JOHN ADAMS APPOINTS A GUNNER TO SERVE IN AMERICA’S NEW AND GROWING NAVY
JOHN ADAMS. (1735-1826) Second President of the United States (1797-1801), first Vice President (1789-1797), and one of the leading Founding Fathers of the United States. Uncommon Partially-printed Document Signed, “John Adams,” as President of the United States. One full page, vellum, oblong folio. Philadelphia, December 2, 1799. Countersigned by BENJAMIN STODDERT, first Secretary of the Navy Department. Paper-wafer wax seal of the Navy Department affixed to upper left corner. The document reads, in part:
“Know Ye, THAT reposing special Trust and Confidence in the Patriotism, Valor, Fidelity and Abilities of Samuel Masury, I do appoint him a Gunner in the Navy of the United States: HE is therefore carefully and diligently to discharge the duty of a Gunner … by doing and performing all manner of Things thereunto belonging. And I do strictly charge and require All Officers, Seamen and others under his command, to be obedient to his Orders and Gunner, And he is to observe and follow such Orders and Directions, from Time to Time, as he shall receive from me, or the future President of The United States of America, or his superior Officer set over him, according to the Rules and Displine of the Navy. This Warrant to continue in force during the pleasure of the President of the United States for the time being … John Adams”

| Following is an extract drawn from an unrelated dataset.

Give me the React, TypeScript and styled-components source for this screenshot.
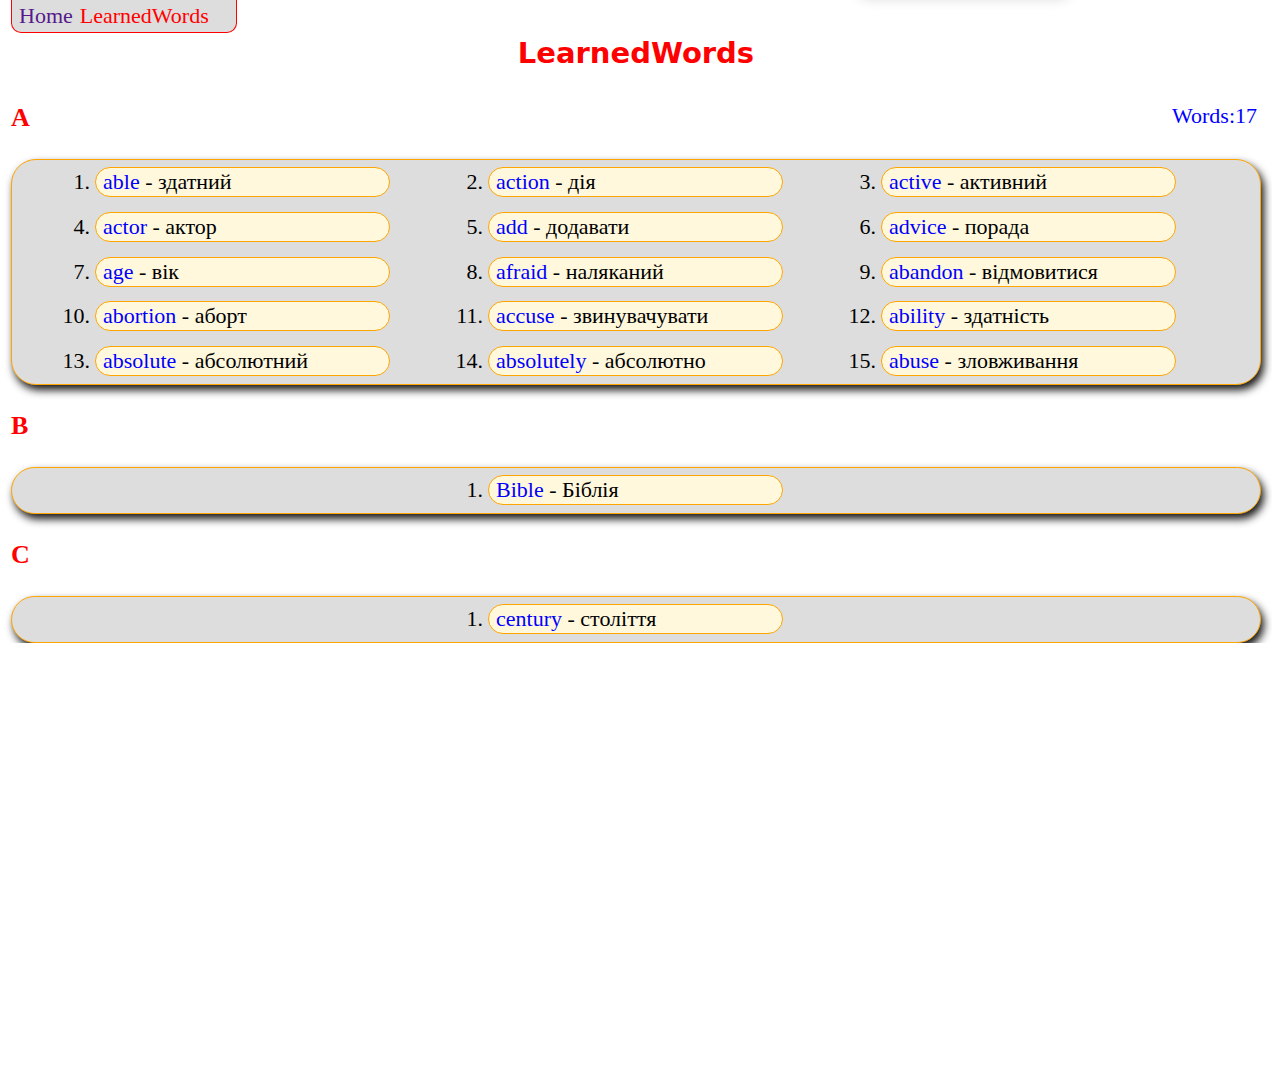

In response to the threat posed to American merchant ships by French, British, and Barbary pirate vessels, the young American nation began to establish an armed maritime presence in the decades following the creation of the United States. [At the end of the Revolutionary War, the Continental Navy was disbanded. George Washington, realizing the threats to American merchant shipping by Barbary pirates from four North African Muslim States in the Mediterranean, led him to approve the Naval Act of 1794, which created a permanent standing U.S. Navy. There were only six frigates originally authorized as part of the Act.] Samuel Masury served aboard one of these early U.S. Naval frigates, the Essex, which was built in Salem, Massachusetts in 1799. Before being captured by the British in the War of 1812, the Essex saw action in the Mediterranean Sea during the First Barbary War. Usual folds. Some minor toning, and light accomplishment, but not affecting Adam’s signature which remains strong and legible.